THE end of the world was going well, when I had to tiptoe away and leave it.
The End of The World (for One Night Only)
Much longer than advertised, this one-off event designed to celebrate the Mayan prediction of the apocalypse emerged as a startlingly rich sequence of music and theatre, played out across the thrilling, rambling arts lab that is Summerhall.
When I left, the audience of 150 or so was gathered in the main hall, listening to three new short pieces by young classical composers Hanna Tuulikki, Colin Broom and Gareth Williams. Broom’s piece, Post-human, beautifully played by John Harris and the Red Note Ensemble, weaved fragments of speech and surges of string music together to create a tremendously powerful meditation on the fragmentary evidence of our existence the human race may one day leave behind.

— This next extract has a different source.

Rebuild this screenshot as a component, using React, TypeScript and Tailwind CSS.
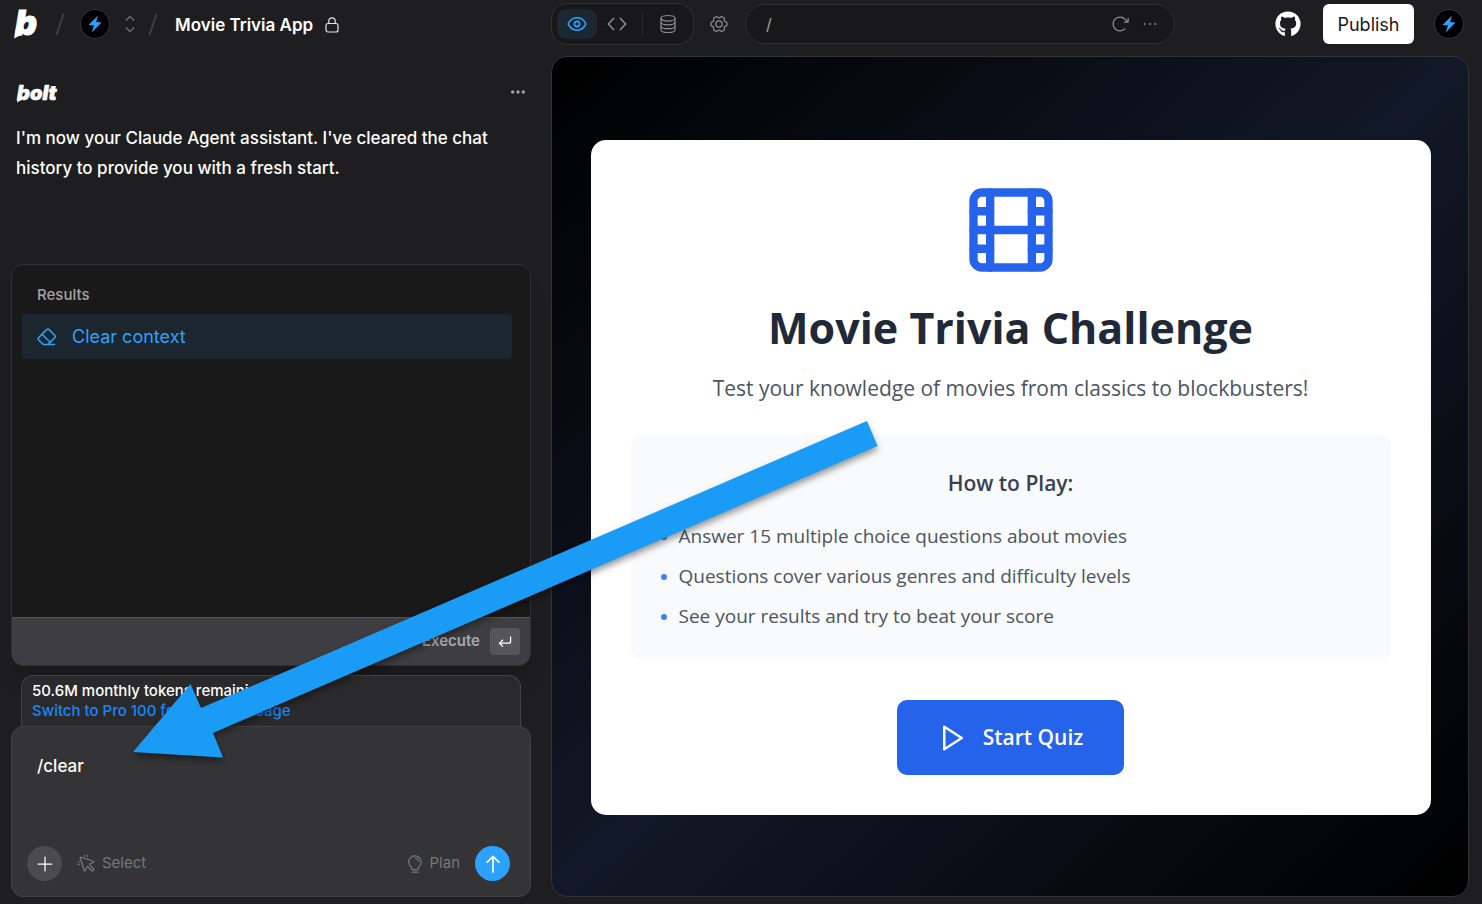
import { useState } from "react";
import { Film } from "lucide-react";
import {
  PiArrowClockwise,
  PiCaretUpDown,
  PiCursorClick,
  PiDotsThree,
  PiGearSix,
  PiLightbulb,
  PiPlus,
} from "react-icons/pi";
import { FaGithub } from "react-icons/fa";

const rules = [
  "Answer 15 multiple choice questions about movies",
  "Questions cover various genres and difficulty levels",
  "See your results and try to beat your score",
];

const BoltMark = () => (
  <svg width="32" height="46" viewBox="0 0 32 46" fill="#fff" role="img" aria-label="Bolt">
    <text
      x="3"
      y="34"
      fontFamily="Inter, sans-serif"
      fontSize="34"
      fontWeight="900"
      fontStyle="italic"
      stroke="#fff"
      strokeWidth="1"
    >
      b
    </text>
    <path d="M4 27 L2 37.5 L11 33 Z" />
  </svg>
);

const BoltWordmark = () => (
  <svg width="50" height="32" viewBox="0 0 50 32" fill="#fff" role="img" aria-label="bolt">
    <text
      x="1"
      y="24"
      fontFamily="Inter, sans-serif"
      fontSize="20"
      fontWeight="900"
      fontStyle="italic"
      stroke="#fff"
      strokeWidth="0.6"
    >
      bolt
    </text>
    <path d="M2 20 L1 26.5 L7 23 Z" />
  </svg>
);

const Avatar = () => (
  <span className="flex size-7 shrink-0 items-center justify-center rounded-full bg-black ring-1 ring-[#333336]">
    <svg width="14" height="18" viewBox="0 0 14 18">
      <path d="M10 0.5 L0.5 10 L6 10.6 L3.6 17.5 L13.5 7.4 L8 6.9 Z" fill="#2ba2ff" />
    </svg>
  </span>
);

const Slash = () => (
  <svg width="10" height="24" viewBox="0 0 10 24" className="shrink-0">
    <path d="M8.5 2 L1.5 23" stroke="#3f3f43" strokeWidth="2" />
  </svg>
);

const LockIcon = () => (
  <svg width="14" height="16" viewBox="0 0 14 16" fill="none" stroke="#e4e4e7" strokeWidth="1.2">
    <rect x="1" y="6.5" width="12" height="8.5" rx="2" />
    <path d="M3.8 6.5V4a3.2 3.2 0 0 1 6.4 0v2.5" />
  </svg>
);

const EyeIcon = () => (
  <svg width="20" height="16" viewBox="0 0 20 16" fill="none" stroke="currentColor" strokeWidth="1.6">
    <path d="M1.4 8.7a1.4 1.4 0 0 1 0-1.4C3.2 4 6.3 1.8 10 1.8S16.8 4 18.6 7.3a1.4 1.4 0 0 1 0 1.4C16.8 12 13.7 14.2 10 14.2S3.2 12 1.4 8.7Z" />
    <circle cx="10" cy="8" r="2.6" />
  </svg>
);

const CodeIcon = () => (
  <svg width="20" height="14" viewBox="0 0 20 14" fill="none" stroke="currentColor" strokeWidth="1.6">
    <path d="M7 1 1.4 7 7 13M13 1l5.6 6L13 13" />
  </svg>
);

const DatabaseIcon = () => (
  <svg width="18" height="20" viewBox="0 0 18 20" fill="none" stroke="currentColor" strokeWidth="1.2">
    <ellipse cx="9" cy="4.3" rx="7" ry="2.8" />
    <path d="M2 4.3v11.4c0 1.6 3.1 2.8 7 2.8s7-1.2 7-2.8V4.3" />
    <path d="M2 8.1c0 1.6 3.1 2.8 7 2.8s7-1.2 7-2.8" />
    <path d="M2 11.9c0 1.6 3.1 2.8 7 2.8s7-1.2 7-2.8" />
  </svg>
);

const EraserIcon = () => (
  <svg
    width="20"
    height="18"
    viewBox="0 0 20 18"
    fill="none"
    stroke="currentColor"
    strokeWidth="1.6"
    strokeLinecap="round"
    strokeLinejoin="round"
  >
    <path d="M17.5 16.5H6.3L1.7 12a1.8 1.8 0 0 1 0-2.5L9.6 1.6a1.8 1.8 0 0 1 2.5 0l5.6 5.6a1.8 1.8 0 0 1 0 2.5l-6.8 6.8" />
    <path d="M5 6.2 13.2 14.2" />
  </svg>
);

const ReturnIcon = () => (
  <svg width="14" height="14" viewBox="0 0 14 14" fill="none" stroke="#fff" strokeWidth="1.3">
    <path d="M12.6 1.5v4.7a2 2 0 0 1-2 2H2" />
    <path d="M5 4.8 1.6 8.2 5 11.6" />
  </svg>
);

const DotsIcon = () => (
  <svg width="16" height="6" viewBox="0 0 16 6" fill="currentColor">
    <circle cx="2.7" cy="3" r="1.7" />
    <circle cx="8" cy="3" r="1.7" />
    <circle cx="13.3" cy="3" r="1.7" />
  </svg>
);

const SendIcon = () => (
  <svg width="14" height="18" viewBox="0 0 14 18" fill="none" stroke="currentColor" strokeWidth="1.7">
    <path d="M7 17V1.6M1.2 7.2 7 1.4l5.8 5.8" strokeLinecap="round" strokeLinejoin="round" />
  </svg>
);

const PlayIcon = () => (
  <svg width="30" height="30" viewBox="0 0 24 24" fill="none" stroke="currentColor" strokeWidth="2">
    <polygon points="5 3 19 12 5 21" strokeLinejoin="round" />
  </svg>
);

const Header = () => {
  const [url, setUrl] = useState("/");

  return (
    <header className="flex h-12 items-center">
      <div className="flex w-[551px] shrink-0 items-center pl-3">
        <a href="#" aria-label="Home">
          <BoltMark />
        </a>
        <span className="ml-[11px]">
          <Slash />
        </span>
        <span className="ml-4">
          <Avatar />
        </span>
        <button aria-label="Switch workspace" className="ml-[11px] text-[#6e6e73]">
          <PiCaretUpDown size={20} />
        </button>
        <span className="ml-2">
          <Slash />
        </span>
        <div className="ml-[17px] flex items-center gap-3 pt-0.5">
          <h1 className="text-[17px] leading-6 font-semibold text-white">Movie Trivia App</h1>
          <LockIcon />
        </div>
      </div>

      <div className="flex min-w-0 flex-1 items-center pr-[19px] text-[#8b8b90]">
        <div className="flex h-[42px] w-[143px] shrink-0 items-center rounded-2xl border border-[#303033] bg-[#18181a] pl-[5px]">
          <button
            aria-label="Preview"
            className="flex h-[30px] w-10 items-center justify-center rounded-[9px] bg-[#1b2831] text-[#2ba2ff]"
          >
            <EyeIcon />
          </button>
          <button aria-label="Code" className="flex h-[30px] w-10 items-center justify-center">
            <CodeIcon />
          </button>
          <span className="ml-[5px] h-6 w-px bg-[#2c2c2f]"></span>
          <button aria-label="Database" className="ml-4 flex items-center justify-center">
            <DatabaseIcon />
          </button>
        </div>
        <button aria-label="Settings" className="ml-[15px] shrink-0">
          <PiGearSix size={20} />
        </button>
        <div className="ml-4 flex h-10 max-w-[430px] min-w-0 flex-1 items-center rounded-full border border-[#303033] bg-[#18181a] pr-[14px] pl-5">
          <input
            aria-label="Path"
            value={url}
            onChange={(e) => setUrl(e.target.value)}
            className="min-w-0 flex-1 bg-transparent text-base text-[#a1a1a6] outline-none"
          />
          <button aria-label="Reload">
            <PiArrowClockwise size={20} />
          </button>
          <button aria-label="More" className="ml-2.5">
            <PiDotsThree size={20} />
          </button>
        </div>
        <div className="ml-auto flex shrink-0 items-center pl-4">
          <a href="#" aria-label="GitHub" className="text-white">
            <FaGithub size={26} />
          </a>
          <button className="ml-[22px] h-10 w-[91px] rounded-md bg-white text-[18px] text-[#18181b]">Publish</button>
          <button aria-label="Account" className="ml-[21px]">
            <Avatar />
          </button>
        </div>
      </div>
    </header>
  );
};

const CommandMenu = () => (
  <section className="flex h-[402px] flex-col overflow-hidden rounded-xl border border-[#313134] bg-[#191919] shadow-xl">
    <div className="flex-1 px-2.5 pt-5">
      <h2 className="px-[15px] text-[15px] leading-5 font-medium text-[#a3a3a3]">Results</h2>
      <button className="mt-[9px] mr-2 flex h-[45px] w-[490px] max-w-full items-center rounded bg-[#1b262e] px-[15px] text-[18px] text-[#2ba2ff]">
        <EraserIcon />
        <span className="ml-[15px]">Clear context</span>
      </button>
    </div>
    <div className="flex h-12 items-center justify-end border-t border-[#545458] bg-[#3e3e42] pr-2.5">
      <span className="text-[15px] font-semibold text-[#a8a8ad]">Execute</span>
      <button aria-label="Execute" className="ml-2.5 flex h-[27px] w-[30px] items-center justify-center rounded bg-[#55555a]">
        <ReturnIcon />
      </button>
    </div>
  </section>
);

const Composer = () => {
  const [prompt, setPrompt] = useState("/clear");

  return (
    <form
      onSubmit={(e) => e.preventDefault()}
      className="flex h-[171px] flex-col rounded-xl border border-[#424245] bg-[#343436] px-[15px] pt-[27px] pb-[15px]"
    >
      <textarea
        aria-label="Prompt"
        value={prompt}
        onChange={(e) => setPrompt(e.target.value)}
        className="flex-1 resize-none bg-transparent px-2.5 text-[17px] leading-6 font-medium text-white outline-none"
      />
      <div className="flex items-center text-[15px] text-[#76767c]">
        <button
          aria-label="Add attachment"
          className="flex size-[35px] items-center justify-center rounded-full bg-[#4b4b4e] text-white"
        >
          <PiPlus size={20} />
        </button>
        <button className="ml-[15px] flex items-center gap-[5px]">
          <PiCursorClick size={20} />
          Select
        </button>
        <button className="ml-auto flex items-center gap-[5px]">
          <PiLightbulb size={20} />
          Plan
        </button>
        <button
          aria-label="Send"
          className="mr-[5px] ml-[15px] flex size-[35px] items-center justify-center rounded-full bg-[#2ba2ff] text-white"
        >
          <SendIcon />
        </button>
      </div>
    </form>
  );
};

const ChatPanel = () => (
  <aside className="flex w-[551px] shrink-0 flex-col pr-5 pl-[11px]">
    <div className="flex items-center justify-between pt-5 pr-[5px] pl-[5px]">
      <BoltWordmark />
      <button aria-label="Message options" className="text-[#a1a1a6]">
        <DotsIcon />
      </button>
    </div>
    <p className="mt-[15px] pr-5 pl-[5px] text-[17px] leading-[30px] font-medium text-white">
      I'm now your Claude Agent assistant. I've cleared the chat history to provide you with a fresh start.
    </p>

    <div className="mt-auto pt-5">
      <CommandMenu />
      <div className="mx-2.5 mt-[9px] h-[51px] rounded-t-xl border border-b-0 border-[#424245] bg-[#2a2a2c] px-2.5 pt-[5px] text-[15px] leading-5 font-medium">
        <p className="text-white">50.6M monthly tokens remaining.</p>
        <a href="#" className="text-[#1488fc]">
          Switch to Pro 100 for 2x more usage
        </a>
      </div>
      <Composer />
    </div>
  </aside>
);

const Preview = () => (
  <main className="flex min-w-0 flex-1 items-center justify-center rounded-2xl border border-[#333336] bg-linear-to-br/srgb from-black via-[#111827] to-black pt-0.5 pr-5 pl-[21px] font-['Open_Sans',sans-serif]">
    <div className="flex w-full max-w-[840px] flex-col items-center rounded-[15px] bg-white p-10">
      <Film size={100} className="text-[#2563eb]" />
      <h2 className="mt-5 text-[43px] leading-14 font-bold text-[#1f2937]">Movie Trivia Challenge</h2>
      <p className="mt-4 mb-[31px] text-[21px] leading-8 text-[#4b5563]">
        Test your knowledge of movies from classics to blockbusters!
      </p>
      <div className="w-full rounded-[10px] bg-[#f9fafb] px-[30px] pt-7 pb-[23px]">
        <h3 className="text-center text-[21px] leading-10 font-semibold text-[#374151]">How to Play:</h3>
        <ul className="mt-[13px] text-[19px] leading-10 text-[#4b5563]">
          {rules.map((rule) => (
            <li key={rule} className="flex items-center">
              <span className="mt-0.5 mr-3 size-1.5 rounded-full bg-[#3b82f6]"></span>
              {rule}
            </li>
          ))}
        </ul>
      </div>
      <button className="mt-[41px] flex h-[75px] w-[227px] items-center justify-center gap-[15px] rounded-[10px] bg-[#2563eb] text-[21px] font-semibold text-white">
        <PlayIcon />
        Start Quiz
      </button>
    </div>
  </main>
);

// Pointer drawn over the whole window, from the preview down to the prompt box
const Pointer = () => (
  <svg
    width="900"
    height="780"
    viewBox="0 0 900 780"
    className="pointer-events-none absolute top-0 left-0 drop-shadow-[0_4px_3px_rgba(0,0,0,0.4)]"
  >
    <path d="M867 421 L877.5 446 L213 733 L223 757.5 L133 752 L190.5 684 L201 708 Z" fill="#1a9bf5" />
  </svg>
);

const App = () => {
  return (
    <div className="relative flex min-h-screen flex-col bg-[#1e1e20] font-['Inter',sans-serif]">
      <Header />
      <div className="flex flex-1 pt-2 pr-[13px] pb-[7px]">
        <ChatPanel />
        <Preview />
      </div>
      <Pointer />
    </div>
  );
};

export default App;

We had found our way there, though, in four or five smaller groups, each led in a different sequence through space after space, lecture theatre after library, where a cast of six actors – backed by a young ensemble of more than 20 – would each tell us a different story, set in Edinburgh on the day that the world ends.
Shadowy figures fretted and moaned in corridors and courtyards, and in the rooms we heard stories of love and death, youth, old age and mathematics, all interrupted by sudden oblivion. In the end, it seemed like an explosion not only of creative invention, but of beauty; never to be repeated, maybe, but full of the kind of promise that makes the end of the world seem unlikely, after all.